● To do
Your task is to filter the data below down to the lines holding "this".

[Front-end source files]
------

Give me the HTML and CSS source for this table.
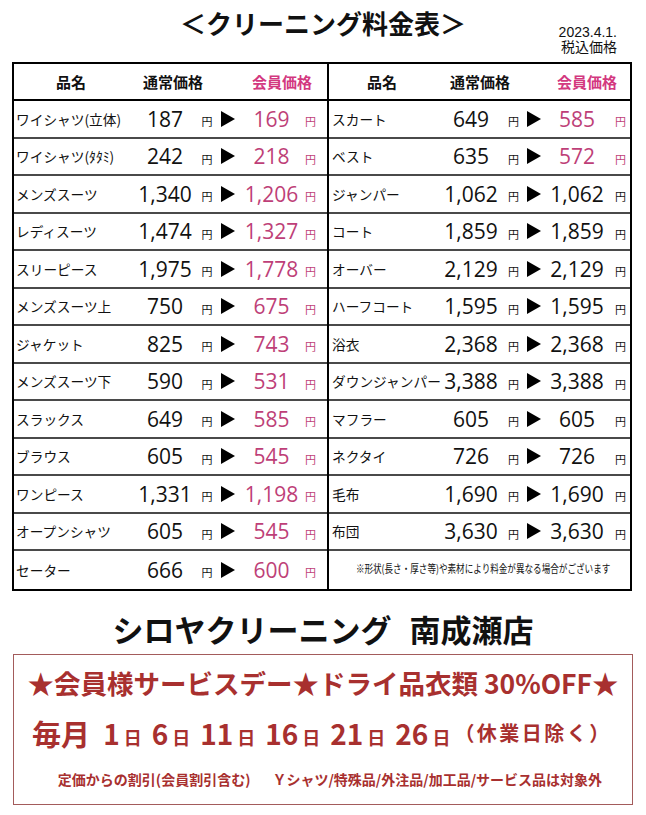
FILE: index.html
```html
<!DOCTYPE html>
<html lang="ja">
<head>
<meta charset="utf-8">
<title>クリーニング料金表</title>
<link rel="stylesheet" href="styles.css">
</head>
<body>
<div class="top">
  <h1 class="title">＜クリーニング料金表＞</h1>
  <div class="date">2023.4.1.<br>税込価格</div>
</div>

<div class="table">
  <div class="half left">
    <div class="head"><span>品名</span><span>通常価格</span><span class="mem">会員価格</span></div>
    <div class="row"><span class="nm">ワイシャツ(立体)</span><span class="n">187</span><span class="y">円</span><i class="tri"></i><span class="n pk">169</span><span class="y pk">円</span></div>
    <div class="row"><span class="nm">ワイシャツ(ﾀﾀﾐ)</span><span class="n">242</span><span class="y">円</span><i class="tri"></i><span class="n pk">218</span><span class="y pk">円</span></div>
    <div class="row"><span class="nm">メンズスーツ</span><span class="n">1,340</span><span class="y">円</span><i class="tri"></i><span class="n pk">1,206</span><span class="y pk">円</span></div>
    <div class="row"><span class="nm">レディスーツ</span><span class="n">1,474</span><span class="y">円</span><i class="tri"></i><span class="n pk">1,327</span><span class="y pk">円</span></div>
    <div class="row"><span class="nm">スリーピース</span><span class="n">1,975</span><span class="y">円</span><i class="tri"></i><span class="n pk">1,778</span><span class="y pk">円</span></div>
    <div class="row"><span class="nm">メンズスーツ上</span><span class="n">750</span><span class="y">円</span><i class="tri"></i><span class="n pk">675</span><span class="y pk">円</span></div>
    <div class="row"><span class="nm">ジャケット</span><span class="n">825</span><span class="y">円</span><i class="tri"></i><span class="n pk">743</span><span class="y pk">円</span></div>
    <div class="row"><span class="nm">メンズスーツ下</span><span class="n">590</span><span class="y">円</span><i class="tri"></i><span class="n pk">531</span><span class="y pk">円</span></div>
    <div class="row"><span class="nm">スラックス</span><span class="n">649</span><span class="y">円</span><i class="tri"></i><span class="n pk">585</span><span class="y pk">円</span></div>
    <div class="row"><span class="nm">ブラウス</span><span class="n">605</span><span class="y">円</span><i class="tri"></i><span class="n pk">545</span><span class="y pk">円</span></div>
    <div class="row"><span class="nm">ワンピース</span><span class="n">1,331</span><span class="y">円</span><i class="tri"></i><span class="n pk">1,198</span><span class="y pk">円</span></div>
    <div class="row"><span class="nm">オープンシャツ</span><span class="n">605</span><span class="y">円</span><i class="tri"></i><span class="n pk">545</span><span class="y pk">円</span></div>
    <div class="row"><span class="nm">セーター</span><span class="n">666</span><span class="y">円</span><i class="tri"></i><span class="n pk">600</span><span class="y pk">円</span></div>
  </div>
  <div class="half right">
    <div class="head"><span>品名</span><span>通常価格</span><span class="mem">会員価格</span></div>
    <div class="row"><span class="nm">スカート</span><span class="n">649</span><span class="y">円</span><i class="tri"></i><span class="n pk">585</span><span class="y pk">円</span></div>
    <div class="row"><span class="nm">ベスト</span><span class="n">635</span><span class="y">円</span><i class="tri"></i><span class="n pk">572</span><span class="y pk">円</span></div>
    <div class="row"><span class="nm">ジャンパー</span><span class="n">1,062</span><span class="y">円</span><i class="tri"></i><span class="n">1,062</span><span class="y">円</span></div>
    <div class="row"><span class="nm">コート</span><span class="n">1,859</span><span class="y">円</span><i class="tri"></i><span class="n">1,859</span><span class="y">円</span></div>
    <div class="row"><span class="nm">オーバー</span><span class="n">2,129</span><span class="y">円</span><i class="tri"></i><span class="n">2,129</span><span class="y">円</span></div>
    <div class="row"><span class="nm">ハーフコート</span><span class="n">1,595</span><span class="y">円</span><i class="tri"></i><span class="n">1,595</span><span class="y">円</span></div>
    <div class="row"><span class="nm">浴衣</span><span class="n">2,368</span><span class="y">円</span><i class="tri"></i><span class="n">2,368</span><span class="y">円</span></div>
    <div class="row"><span class="nm">ダウンジャンパー</span><span class="n">3,388</span><span class="y">円</span><i class="tri"></i><span class="n">3,388</span><span class="y">円</span></div>
    <div class="row"><span class="nm">マフラー</span><span class="n">605</span><span class="y">円</span><i class="tri"></i><span class="n">605</span><span class="y">円</span></div>
    <div class="row"><span class="nm">ネクタイ</span><span class="n">726</span><span class="y">円</span><i class="tri"></i><span class="n">726</span><span class="y">円</span></div>
    <div class="row"><span class="nm">毛布</span><span class="n">1,690</span><span class="y">円</span><i class="tri"></i><span class="n">1,690</span><span class="y">円</span></div>
    <div class="row"><span class="nm">布団</span><span class="n">3,630</span><span class="y">円</span><i class="tri"></i><span class="n">3,630</span><span class="y">円</span></div>
    <div class="row note-row"><p class="note"><span>※形状(長さ・厚さ等)や素材により料金が異なる場合がございます</span></p></div>
  </div>
</div>

<p class="store">シロヤクリーニング<span class="gap"></span>南成瀬店</p>

<div class="banner">
  <p class="b1">★会員様サービスデー★ドライ品衣類 30%OFF★</p>
  <p class="b2"><span class="mo">毎月</span><span>1<small>日</small></span><span>6<small>日</small></span><span>11<small>日</small></span><span>16<small>日</small></span><span>21<small>日</small></span><span>26<small>日</small></span><small class="off">（休業日除く）</small></p>
  <p class="b3">定価からの割引(会員割引含む)<span class="sp"></span>Ｙシャツ/特殊品/外注品/加工品/サービス品は対象外</p>
</div>
</body>
</html>
```
FILE: styles.css
```css
* {
  box-sizing: border-box;
  margin: 0;
  padding: 0;
}

body {
  width: 646px;
  height: 815px;
  overflow: hidden;
  background: #fff;
  color: #111;
  font-family: "Noto Sans CJK JP", "Noto Sans", sans-serif;
}

/* header */
.top {
  display: grid;
  grid-template-columns: 1fr auto 1fr;
  height: 62px;
}

.title {
  grid-column: 2;
  font-size: 26px;
  font-weight: 700;
  line-height: 28px;
  padding-top: 9px;
}

.date {
  justify-self: end;
  padding: 25px 29px 0 0;
  font-family: "Liberation Sans", "Noto Sans CJK JP", sans-serif;
  font-size: 14px;
  line-height: 15px;
  text-align: right;
}

/* price table */
.table {
  margin: 0 12px;
  width: 620px;
  border: 2px solid #000;
  display: grid;
  grid-template-columns: 313px 303px;
}

.half {
  display: flex;
  flex-direction: column;
}

.right {
  border-left: 2px solid #000;
}

.head {
  height: 37px;
  border-bottom: 2px solid #000;
  display: grid;
  align-items: center;
  font-size: 15px;
  font-weight: 700;
}

.left .head {
  grid-template-columns: 114px 90px 32px 64px 13px;
}

.right .head {
  grid-template-columns: 106px 90px 30px 64px 11px;
}

.head span {
  text-align: center;
}

.head .mem {
  grid-column: 4;
  color: #d3387f;
}

.row {
  height: 37.5px;
  display: grid;
  align-items: center;
  border-bottom: 2px solid #4a4a4a;
}

.row:last-child {
  border-bottom: 0;
}

.left .row {
  grid-template-columns: 116px 70px 14px 28px 59px 19px 7px;
}

.right .row {
  grid-template-columns: 111px 62px 23px 18px 68px 19px;
}

.nm {
  font-size: 13.7px;
  white-space: nowrap;
  padding-left: 2px;
}

.right .nm {
  padding-left: 3px;
}

.n {
  font-family: "Open Sans", "Liberation Sans", sans-serif;
  font-size: 21px;
  text-align: center;
  white-space: nowrap;
}

.y {
  font-size: 11px;
  text-align: center;
  padding-top: 5px;
}

.tri {
  justify-self: center;
  width: 0;
  height: 0;
  border-left: 14px solid #000;
  border-top: 8px solid transparent;
  border-bottom: 8px solid transparent;
}

.pk {
  color: #be3f78;
}

.note-row {
  display: block;
  padding-top: 9px;
}

.note {
  text-align: center;
  white-space: nowrap;
  font-size: 11px;
  line-height: 16px;
  padding-left: 8px;
}

.note span {
  display: inline-block;
  margin: 0 -40px;
  transform: scaleX(0.78);
}

/* store name */
.store {
  text-align: center;
  font-size: 31px;
  font-weight: 700;
  line-height: 38px;
  padding: 19px 0 6px;
  white-space: nowrap;
}

.gap {
  display: inline-block;
  width: 18px;
}

/* banner */
.banner {
  margin: 0 13px;
  width: 620px;
  height: 151px;
  border: 1.5px solid #a35b5b;
  display: grid;
  grid-template-rows: 56px 44px 1fr;
  color: #a8302f;
  font-weight: 700;
}

.b1 {
  display: flex;
  align-items: center;
  justify-content: center;
  font-size: 26.5px;
  white-space: nowrap;
}

.b2 {
  display: flex;
  align-items: center;
  justify-content: center;
  gap: 10px;
  font-size: 28px;
  white-space: nowrap;
  padding-right: 2px;
}

.b2 .mo {
  font-size: 29px;
  margin-right: 3px;
}

.b2 small {
  font-size: 18px;
  margin-left: 4px;
}

.b2 .off {
  margin-left: -6px;
  font-size: 20px;
  letter-spacing: 2.5px;
}

.b3 {
  display: flex;
  align-items: center;
  justify-content: center;
  font-size: 14px;
  white-space: nowrap;
  padding-left: 14px;
}

.sp {
  display: inline-block;
  width: 22px;
}
```
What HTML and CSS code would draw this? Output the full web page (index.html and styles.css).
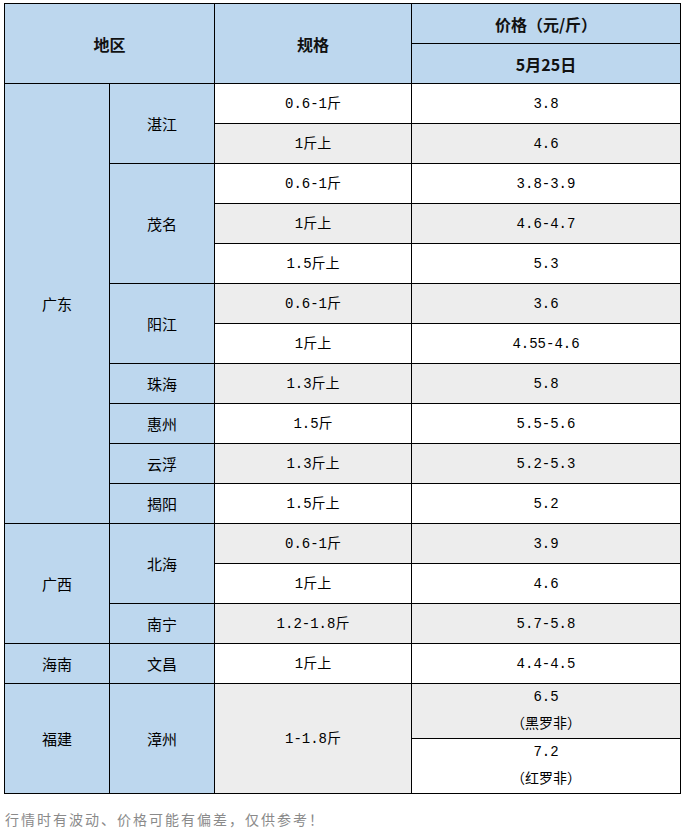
FILE: index.html
```html
<!DOCTYPE html>
<html lang="zh-CN">
<head>
<meta charset="utf-8">
<title>价格表</title>
<link rel="stylesheet" href="styles.css">
</head>
<body>
<table class="price-table">
  <colgroup>
    <col class="c-region">
    <col class="c-city">
    <col class="c-spec">
    <col class="c-price">
  </colgroup>
  <thead>
    <tr>
      <th rowspan="2" colspan="2">地区</th>
      <th rowspan="2">规格</th>
      <th>价格（元/斤）</th>
    </tr>
    <tr>
      <th>5月25日</th>
    </tr>
  </thead>
  <tbody>
    <tr>
      <td class="blue" rowspan="11">广东</td>
      <td class="blue" rowspan="2">湛江</td>
      <td>0.6-1斤</td>
      <td>3.8</td>
    </tr>
    <tr class="gray">
      <td>1斤上</td>
      <td>4.6</td>
    </tr>
    <tr>
      <td class="blue" rowspan="3">茂名</td>
      <td>0.6-1斤</td>
      <td>3.8-3.9</td>
    </tr>
    <tr class="gray">
      <td>1斤上</td>
      <td>4.6-4.7</td>
    </tr>
    <tr>
      <td>1.5斤上</td>
      <td>5.3</td>
    </tr>
    <tr class="gray">
      <td class="blue" rowspan="2">阳江</td>
      <td>0.6-1斤</td>
      <td>3.6</td>
    </tr>
    <tr>
      <td>1斤上</td>
      <td>4.55-4.6</td>
    </tr>
    <tr class="gray">
      <td class="blue">珠海</td>
      <td>1.3斤上</td>
      <td>5.8</td>
    </tr>
    <tr>
      <td class="blue">惠州</td>
      <td>1.5斤</td>
      <td>5.5-5.6</td>
    </tr>
    <tr class="gray">
      <td class="blue">云浮</td>
      <td>1.3斤上</td>
      <td>5.2-5.3</td>
    </tr>
    <tr>
      <td class="blue">揭阳</td>
      <td>1.5斤上</td>
      <td>5.2</td>
    </tr>
    <tr class="gray">
      <td class="blue" rowspan="3">广西</td>
      <td class="blue" rowspan="2">北海</td>
      <td>0.6-1斤</td>
      <td>3.9</td>
    </tr>
    <tr>
      <td>1斤上</td>
      <td>4.6</td>
    </tr>
    <tr class="gray">
      <td class="blue">南宁</td>
      <td>1.2-1.8斤</td>
      <td>5.7-5.8</td>
    </tr>
    <tr>
      <td class="blue">海南</td>
      <td class="blue">文昌</td>
      <td>1斤上</td>
      <td>4.4-4.5</td>
    </tr>
    <tr class="gray tall">
      <td class="blue" rowspan="2">福建</td>
      <td class="blue" rowspan="2">漳州</td>
      <td rowspan="2">1-1.8斤</td>
      <td class="two-line">6.5<br>（黑罗非）</td>
    </tr>
    <tr class="tall">
      <td class="two-line">7.2<br>（红罗非）</td>
    </tr>
  </tbody>
</table>
<p class="note">行情时有波动、价格可能有偏差，仅供参考！</p>
</body>
</html>
```

FILE: styles.css
```css
html, body {
  background: #ffffff;
}

body {
  margin: 3px 0 0 4px;
  font-family: "Liberation Mono", "Noto Sans CJK SC", monospace;
  font-size: 14px;
  color: #000000;
}

.price-table {
  border-collapse: collapse;
  table-layout: fixed;
  width: 677px;
}

.c-region { width: 105px; }
.c-city { width: 105px; }
.c-spec { width: 197px; }
.c-price { width: 269px; }

.price-table th,
.price-table td {
  border: 1px solid #000000;
  padding: 0;
  text-align: center;
  vertical-align: middle;
  line-height: 18px;
}

.price-table tr {
  height: 40px;
}

.price-table tr.tall {
  height: 55px;
}

.price-table th {
  background: #bdd7ee;
  font-family: "Noto Sans CJK SC", sans-serif;
  font-weight: 700;
  font-size: 16px;
  color: #111111;
}

.price-table td {
  background: #ffffff;
}

.price-table tr.gray td {
  background: #ededed;
}

.price-table td.blue,
.price-table tr.gray td.blue {
  background: #bdd7ee;
  font-family: "Noto Sans CJK SC", sans-serif;
  font-size: 15px;
}

.price-table td.two-line {
  line-height: 27px;
}

.note {
  margin: 16px 0 0 1px;
  font-family: "Noto Sans CJK SC", sans-serif;
  font-size: 14px;
  letter-spacing: 2px;
  line-height: 18px;
  color: #8a8a8a;
}
```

------

● Response
Give me the HTML and CSS source for this table.
What HTML and CSS code would draw this? Output the full web page (index.html and styles.css).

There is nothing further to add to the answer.